The opening of the Northwestern Comprehensive Center on Obesity (NCCO) was celebrated by more than 200 members of the Feinberg School community, who packed the Hughes Auditorium of the Robert H. Lurie Medical Research Center on November 13 to learn more about the new undertaking.

Center director Lewis Landsberg, MD, Irving S. Cutter Professor of Medicine and dean emeritus of the Feinberg School, welcomed guests and succinctly told them the reason for the center. “Obesity is, I believe, the major epidemic of our time,” he said. “It’s a multi-faceted problem with many root causes: biological, evolutionary, psychological, sociological, economic, and political,” he noted. “Addressing all of these factors requires the resources of a great university.”

The center will tap the professional resources of Feinberg School faculty members as well as those associated with Northwestern Medical Faculty Foundation and Northwestern Memorial Hospital. Robert Kushner, MD, professor of medicine and NCCO’s clinical care director noted that the center will focus on weight management, bariatric surgery, non-alcoholic fatty liver disease, and obesity in pregnancy.

Healthy for You, Healthy for 2 is a special offering for pregnant overweight women who stand the risk of having complicated pregnancies due to being overweight. Studies have shown that both obesity and excessive weight gain by the mother can adversely affect the health of the offspring in later life. The team-based clinical care will include the expertise of physicians, dietitians, clinical psychologists, exercise physiologist, and most importantly, the mother in the role of self manager.

In addition to clinical care, NCCO will integrate and collaborate with researchers. “I don’t think there’s a single specialty in this entire medical center that isn’t touched in one way or another by obesity as a causal factor or a factor that worsens the patient’s health,” said Dr.
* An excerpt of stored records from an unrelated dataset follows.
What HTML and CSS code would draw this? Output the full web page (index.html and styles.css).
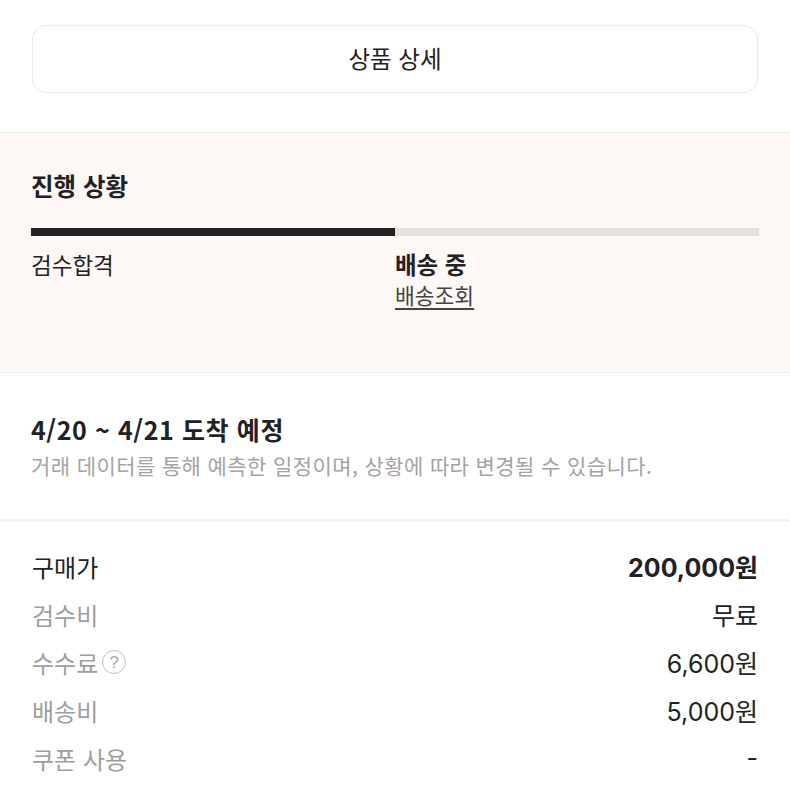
FILE: index.html
```html
<!DOCTYPE html>
<html lang="ko">
<head>
	<meta charset="utf-8">
	<link rel="stylesheet" href="styles.css">
</head>
<body>
	<div class="top">
		<button class="detail-btn">상품 상세</button>
	</div>

	<section class="status">
		<h2 class="status-title">진행 상황</h2>
		<div class="bar"><div class="bar-fill"></div></div>
		<div class="steps">
			<div class="step">검수합격</div>
			<div class="step">
				<div class="step-now">배송 중</div>
				<a class="track" href="#">배송조회</a>
			</div>
		</div>
	</section>

	<section class="eta">
		<h2 class="eta-title">4/20 ~ 4/21 도착 예정</h2>
		<p class="eta-note">거래 데이터를 통해 예측한 일정이며, 상황에 따라 변경될 수 있습니다.</p>
	</section>

	<section class="price">
		<div class="row main">
			<span class="label">구매가</span>
			<span class="value">200,000원</span>
		</div>
		<div class="row">
			<span class="label">검수비</span>
			<span class="value">무료</span>
		</div>
		<div class="row">
			<span class="label">수수료<span class="help">?</span></span>
			<span class="value">6,600원</span>
		</div>
		<div class="row">
			<span class="label">배송비</span>
			<span class="value">5,000원</span>
		</div>
		<div class="row">
			<span class="label">쿠폰 사용</span>
			<span class="value">-</span>
		</div>
	</section>
</body>
</html>
```

FILE: styles.css
```css
html, body {
	margin: 0;
	background: #fff;
}
body {
	font-family: "Noto Sans CJK KR", "Noto Sans", sans-serif;
	color: #222;
}

.top {
	padding: 25px 32px 39px;
}
.detail-btn {
	display: block;
	width: 100%;
	height: 68px;
	padding: 0 0 3px;
	border: 1px solid #ebebeb;
	border-radius: 14px;
	background: #fff;
	font-family: inherit;
	font-size: 23.5px;
	color: #222;
}

.status {
	background: #fdf7f5;
	border-top: 1px solid #efefef;
	border-bottom: 1px solid #f0eceb;
	padding: 37px 31px 62px;
}
.status-title {
	margin: 0;
	font-size: 24.5px;
	line-height: 32px;
	font-weight: 700;
}
.bar {
	margin-top: 26px;
	height: 8px;
	background: #e5e1df;
}
.bar-fill {
	width: 50%;
	height: 100%;
	background: #222;
}
.steps {
	display: grid;
	grid-template-columns: 50% 50%;
	margin-top: 13px;
}
.step {
	font-size: 22.5px;
	line-height: 30px;
}
.step-now {
	font-size: 23.5px;
	font-weight: 700;
}
.track {
	display: inline-block;
	font-size: 21.5px;
	line-height: 30px;
	color: #444;
	text-decoration: underline;
	text-underline-offset: 4px;
}

.eta {
	padding: 40px 31px 40px;
	border-bottom: 3px solid #f4f4f4;
}
.eta-title {
	margin: 0;
	font-size: 25px;
	line-height: 32px;
	font-weight: 700;
	letter-spacing: 0.6px;
}
.eta-note {
	margin: 6px 0 0;
	font-size: 21px;
	line-height: 28px;
	letter-spacing: 0.4px;
	color: #a3a3a3;
}

.price {
	padding: 20px 32px;
}
.row {
	display: flex;
	justify-content: space-between;
	align-items: center;
	height: 48px;
	font-size: 24px;
}
.label {
	display: flex;
	align-items: center;
	color: #9e9e9e;
}
.row.main .label {
	color: #222;
}
.value {
	font-family: "Inter", "Noto Sans CJK KR", sans-serif;
	font-size: 25px;
	color: #222;
}
.row.main .value {
	font-weight: 700;
}
.help {
	display: inline-flex;
	flex-shrink: 0;
	align-items: center;
	justify-content: center;
	width: 24px;
	height: 24px;
	margin-left: 4px;
	border: 1.5px solid #c0c0c0;
	border-radius: 50%;
	box-sizing: border-box;
	font-family: "Liberation Sans", sans-serif;
	font-size: 17px;
	line-height: 1;
	color: #aaa;
}
```
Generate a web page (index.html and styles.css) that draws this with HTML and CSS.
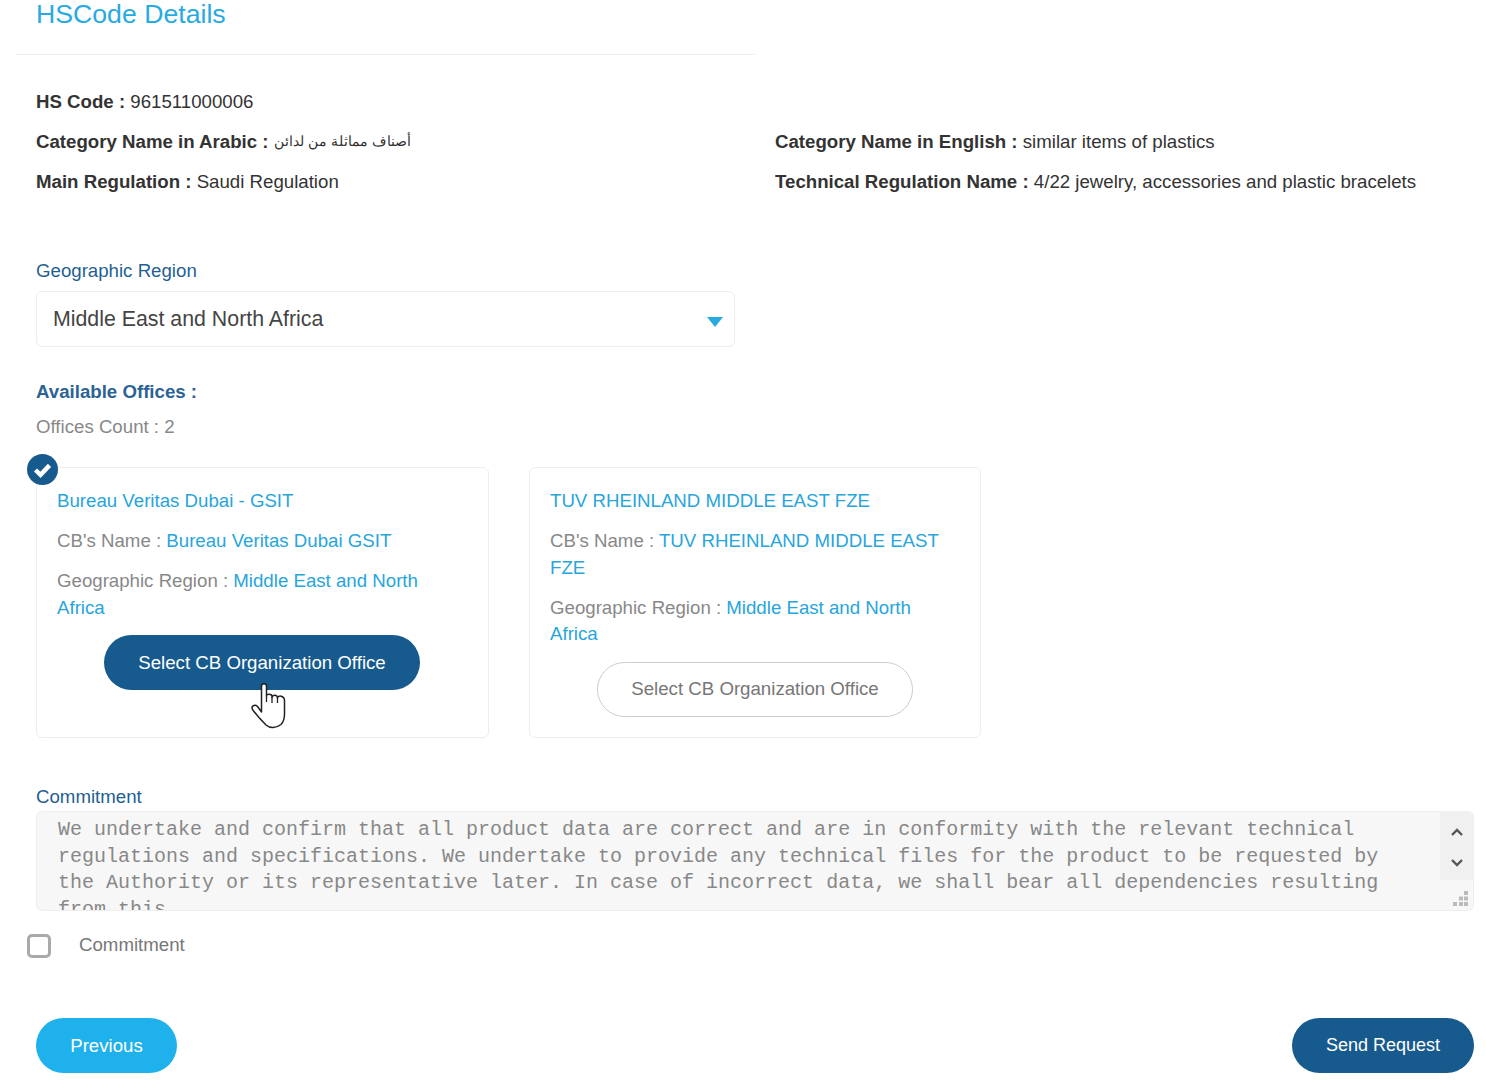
FILE: index.html
```html
<!DOCTYPE html>
<html lang="en">
<head>
    <meta charset="UTF-8">
    <meta name="viewport" content="width=device-width, initial-scale=1.0">
    <title>HSCode Details</title>
    <link rel="stylesheet" href="styles.css">
</head>
<body>
    <div class="page">
        <div class="page-head">
            <h2>HSCode Details</h2>
        </div>

        <div class="info">
            <div class="info-row"><b>HS Code :</b> 961511000006</div>
            <div class="info-row"></div>
            <div class="info-row"><b>Category Name in Arabic :</b> <span class="arabic" dir="rtl" lang="ar">أصناف مماثلة من لدائن</span></div>
            <div class="info-row"><b>Category Name in English :</b> similar items of plastics</div>
            <div class="info-row"><b>Main Regulation :</b> Saudi Regulation</div>
            <div class="info-row"><b>Technical Regulation Name :</b> 4/22 jewelry, accessories and plastic bracelets</div>
        </div>

        <label class="field-label region-label">Geographic Region</label>
        <div class="select-box">
            <span>Middle East and North Africa</span>
            <i class="caret"></i>
        </div>

        <h4 class="offices-title">Available Offices :</h4>
        <div class="offices-count">Offices Count : 2</div>

        <div class="offices">
            <div class="office selected">
                <svg class="check-badge" viewBox="0 0 31 31" width="31" height="31">
                    <circle cx="15.5" cy="15.5" r="15.5" fill="#175a8e"/>
                    <path d="M8.500 16l5 4.800 9-9.400" fill="none" stroke="#fff" stroke-width="4.500"/>
                </svg>
                <div class="office-name">Bureau Veritas Dubai - GSIT</div>
                <div class="office-line">CB's Name : <span>Bureau Veritas Dubai GSIT</span></div>
                <div class="office-line">Geographic Region : <span>Middle East and North Africa</span></div>
                <div class="office-action">
                    <button class="pill pill-dark wide">Select CB Organization Office</button>
                </div>
                <svg class="hand" viewBox="0 0 35 46" width="35" height="46">
                    <path d="M10.500 29V3C10.500 0 15.500 0 15.500 3V13C15.500 10.500 21 10.500 21 13.500V14.500C21 11.500 26.500 11.500 26.500 15C27 12 33 12.500 33.500 17L33.500 31C33.500 36 32.500 39 30 41.500C25 45.500 19 45.500 15 42C10 37 4 30 1.500 26.500C-.5 23 4 21 6.500 23.500Z" fill="#fff" stroke="#222" stroke-width="1.500" stroke-linejoin="round"/>
                    <path d="M15.500 13v6M21 14v6M26.500 15v5" fill="none" stroke="#222" stroke-width="1.300"/>
                </svg>
            </div>
            <div class="office">
                <div class="office-name">TUV RHEINLAND MIDDLE EAST FZE</div>
                <div class="office-line">CB's Name : <span>TUV RHEINLAND MIDDLE EAST FZE</span></div>
                <div class="office-line">Geographic Region : <span>Middle East and North Africa</span></div>
                <div class="office-action">
                    <button class="pill pill-outline wide">Select CB Organization Office</button>
                </div>
            </div>
        </div>

        <label class="field-label commit-label">Commitment</label>
        <div class="commit-box">
            <textarea class="commit-text" readonly>We undertake and confirm that all product data are correct and are in conformity with the relevant technical regulations and specifications. We undertake to provide any technical files for the product to be requested by the Authority or its representative later. In case of incorrect data, we shall bear all dependencies resulting from this.</textarea>
            <div class="scroll-btns">
                <svg viewBox="0 0 12 8" width="12" height="8"><path d="M1 7l5-5 5 5" fill="none" stroke="#555" stroke-width="2.400"/></svg>
                <svg viewBox="0 0 12 8" width="12" height="8"><path d="M1 1l5 5 5-5" fill="none" stroke="#555" stroke-width="2.400"/></svg>
            </div>
            <svg class="grip" viewBox="0 0 16 16" width="16" height="16">
                <path d="M11 0h4v4h-4zM6 5.500h4v4H6zM11 5.500h4v4h-4zM0 11h4v4H0zM6 11h4v4H6zM11 11h4v4h-4z" fill="#bbb"/>
            </svg>
        </div>

        <div class="commit-check">
            <span class="checkbox"></span>
            <span>Commitment</span>
        </div>

        <div class="actions">
            <button class="pill pill-light">Previous</button>
            <button class="pill pill-dark send">Send Request</button>
        </div>
    </div>
</body>
</html>
```

FILE: styles.css
```css
*{
    box-sizing: border-box;
}
body{
    margin: 0;
    background: #fff;
    font-family: "Liberation Sans", Arial, sans-serif;
    font-size: 18.67px;
    color: #333;
}
.page{
    padding: 0 12px 0 36px;
    height: 1081px;
    overflow: hidden;
}
.page-head{
    margin-left: -20px;
    width: 739px;
    height: 55px;
    padding-left: 20px;
    border-bottom: 1px solid #eee;
}
.page-head h2{
    margin: 0;
    font-size: 26.67px;
    font-weight: normal;
    line-height: 28px;
    color: #27aae1;
}
.info{
    display: grid;
    grid-template-columns: 739px 1fr;
    grid-auto-rows: 40px;
    margin-top: 27px;
}
.info-row{
    line-height: 40px;
    white-space: nowrap;
}
.arabic{
    font-size: 14.3px;
    line-height: 1;
    vertical-align: 2px;
}
.field-label{
    display: block;
    color: #1f5f93;
    line-height: 22px;
}
.region-label{
    margin-top: 58px;
}
.select-box{
    display: flex;
    align-items: center;
    justify-content: space-between;
    width: 699px;
    height: 56px;
    margin-top: 9px;
    padding: 0 11px 0 16px;
    border: 1px solid #eee;
    border-radius: 6px;
    font-size: 21.33px;
    color: #444;
}
.select-box span{
    padding-top: 1px;
}
.caret{
    width: 0;
    height: 0;
    margin-top: 6px;
    border-left: 8px solid transparent;
    border-right: 8px solid transparent;
    border-top: 10px solid #27aae1;
}
.offices-title{
    margin: 34px 0 0;
    font-size: 18.67px;
    line-height: 22px;
    color: #2b6395;
}
.offices-count{
    margin-top: 13px;
    line-height: 22px;
    color: #888;
}
.offices{
    display: flex;
    gap: 40px;
    margin-top: 29px;
}
.office{
    position: relative;
    width: 453px;
    height: 271px;
    padding: 20px 20px 0;
    border: 1px solid #eee;
    border-radius: 6px;
    color: #888;
    line-height: 26.500px;
}
.office + .office{
    width: 452px;
}
.office span,
.office-name{
    color: #27a5dc;
}
.office-line{
    margin-top: 13.500px;
}
.office-action{
    display: flex;
    justify-content: center;
    margin-top: 14px;
}
.selected .office-action{
    margin-right: 1px;
}
.check-badge{
    position: absolute;
    left: -10px;
    top: -14px;
}
.hand{
    position: absolute;
    left: 214px;
    top: 215px;
}
.pill{
    height: 55px;
    border-radius: 28px;
    font-family: inherit;
    font-size: 18.67px;
    padding: 0;
}
.wide{
    width: 316px;
}
.pill-dark{
    background: #175a8e;
    border: 0;
    color: #fff;
}
.pill-light{
    width: 141px;
    background: #1fb1ec;
    border: 0;
    color: #fff;
}
.pill-outline{
    background: #fff;
    border: 1px solid #ccc;
    color: #777;
}
.send{
    width: 182px;
    font-size: 18px;
}
.commit-label{
    margin-top: 48px;
}
.commit-box{
    position: relative;
    height: 100px;
    margin-top: 3px;
    border-radius: 6px;
    background: #f7f7f7;
    overflow: hidden;
}
.commit-text{
    display: block;
    width: 100%;
    height: 100%;
    padding: 5px 70px 0 21px;
    border: 1px solid #eee;
    border-radius: 6px;
    background: transparent;
    font-family: "Liberation Mono", "Courier New", monospace;
    font-size: 20px;
    line-height: 26.500px;
    color: #888;
    resize: none;
    overflow: hidden;
    outline: none;
}
.scroll-btns{
    position: absolute;
    top: 0;
    right: 0;
    width: 34px;
    height: 69px;
    display: flex;
    flex-direction: column;
    align-items: center;
    gap: 23px;
    padding-top: 17px;
    background: #f0f0f0;
}
.grip{
    position: absolute;
    right: 5px;
    bottom: 4px;
}
.commit-check{
    display: flex;
    align-items: flex-start;
    gap: 28px;
    margin: 23px 0 0 -9px;
    color: #777;
}
.checkbox{
    width: 24px;
    height: 24px;
    border: 3px solid #aaa;
    border-radius: 5px;
}
.actions{
    display: flex;
    justify-content: space-between;
    margin-top: 60px;
}
```
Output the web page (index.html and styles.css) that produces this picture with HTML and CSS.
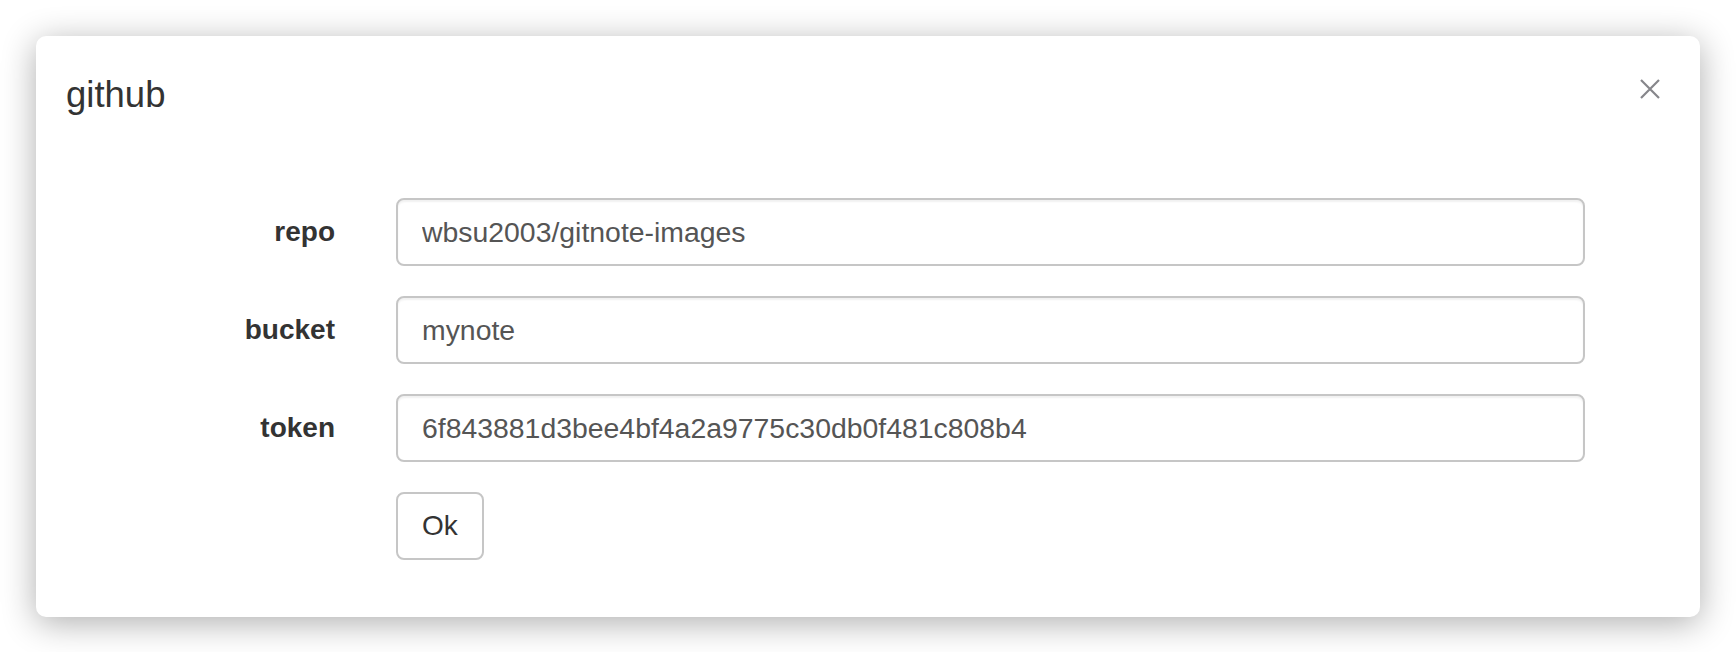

Kushner.

Other NCCO leaders who spoke at the event were research director Franck Mauvais-Jarvis, MD, PhD, associate professor of medicine; director of the childhood obesity program Katherine Kaufer Christoffel, MD, MPH, professor of pediatrics and of preventive medicine; James Young, MD, professor of medicine; Boyd Metzger, MD, Tom D. Spies Professor of Metabolism and Nutrition; and Andrea Dunaif, MD, Charles F. Kettering Professor of Medicine.

In the inaugural address of the center’s planned lecture series, guest speaker George Bray, MD, a renowned expert in the field of obesity, presented “Obesity—Past, Present, and Future,” which focused on evidence of obesity in the Stone Age to weight loss theories of the 1800s to the future where an understanding of genetic makeup will play a crucial role.